Yes, it's true that the set of reals with irrationality measure > 2 has measure 0. See, for example, the end of the nice article by Frits Beukers about pi: www.staff.science.uu.nl/~beuke106/Pi-artikel.ps . Victor The irrationality measure of a real number x, is the supremum of all e such that | x - m/n| < 1/n^e has an infinite number of solutions in rationals m/n. So, in particular, Liouville numbers have infinite irrationality measure. On Sat, Dec 28, 2013 at 12:49 PM, Warren D Smith <warren.wds@gmail.com>wrote:
As VM said, the only way the limit can fail to be 1 is if pi has occasional incredibly close rational approximations. If the role of pi were replaced by some evilly constructed "Liouville-like" transcendental number like SUM 10^(-2^(2^N)) then the limit would fail to exist.

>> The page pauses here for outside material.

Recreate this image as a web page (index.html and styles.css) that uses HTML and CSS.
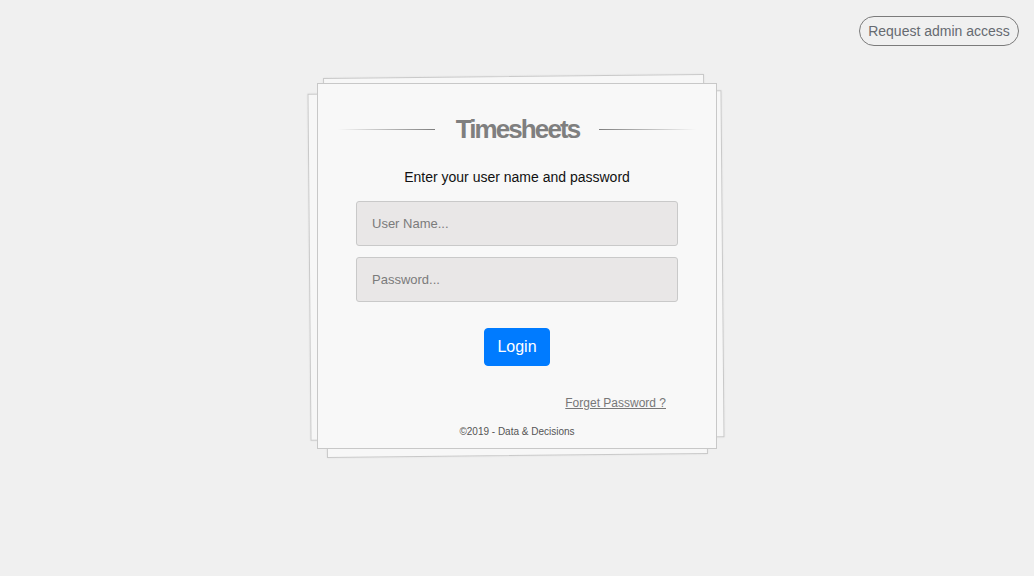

However, I think one can show that if pi is replaced by X then for almost all reals X, the limit exists and is 1. Also, for X any algebraic irrational, ditto. I.e. the set of "bad" real numbers X which have got an infinity of unbelievably close rational approximations, is a set of measure zero. To prove this, consider the standard continued fraction expansion of X and use the Wirsing/Khinchin probability distribution argue to that it is probability 0 that it has an infinite subsequence of large-enough partial quotients. For X algebraic you can use Roth theorem http://mathworld.wolfram.com/RothsTheorem.html
Returning to pi, http://mathworld.wolfram.com/IrrationalityMeasure.html indicates pi has a most a finite set of rational approxs p/q with |pi-p/q| < q^(-7.7). Therefore, in view of limit(N-->oo) N^(7.7/N)=1, the limit exists and is 1.
-- Warren D. Smith http://RangeVoting.org <-- add your endorsement (by clicking "endorse" as 1st step)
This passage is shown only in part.